The vibrant portraits of Barack and Michelle Obama that debuted at the Smithsonian’s National Portrait Gallery are coming to Chicago for the first time later this month as part of a nationwide touring exhibition—and for a limited time, you'll have a chance to see the colorful artworks in-person for free. The Art Institute of Chicago, which is hosting the limited-run exhibition, announced today that it will offer a week of free museum admission for Illinois residents, beginning with the portraits' June 18 debut.
Normally housed at the Smithsonian's National Portrait Gallery in Washington, D.C., the Obama Portraits were unveiled to much fanfare in 2018, making waves for their vivid color palettes and for being the first official presidential portraits created by African-American artists. Barack Obama's portrait, painted by Kehinde Wiley, depicts the former president against a background of lush greenery and flowers with symbolic ties to his life and career (including chrysanthemums, the official flower of Chicago), while Amy Sherald's portrait of Michelle Obama shows the gowned former first lady looking pensively at the viewer against a light blue background.
The Art Institute—coincidentally a spot the Obamas visited on their first date, and a favorite destination for Michelle Obama when she was growing up on the South Side—is the first of the portraits' five-stop tour across the U.S. this summer. They'll be on display in Chicago for just two months, from June 18 through August 15, before continuing on to Brooklyn, Los Angeles, Atlanta and Houston.

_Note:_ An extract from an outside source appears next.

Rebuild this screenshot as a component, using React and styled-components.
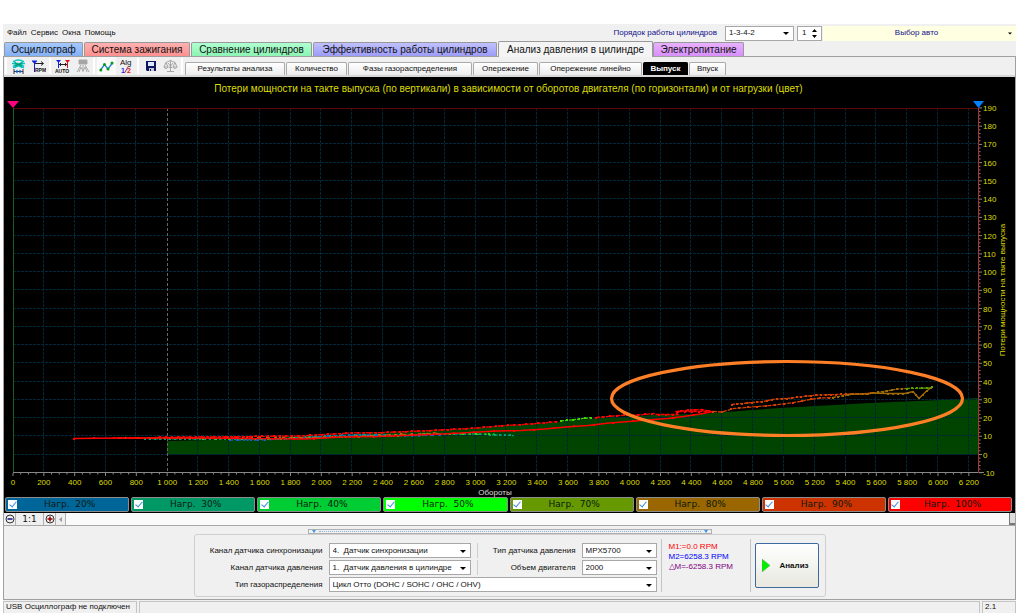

You'll need to make an online reservation to claim your free ticket, and we recommend acting quickly when spots open up on June 4. When the portraits debuted in Washington D.C. three years ago, the National Portrait Gallery's attendance reportedly skyrocketed by more than 300 percent. If you're interested in learning more about the portraits' historical and artistic significance, tune in on June 30 for a free virtual conversation with Michelle Obama and artist Amy Sherald, who will discuss importance of Black representation in the arts.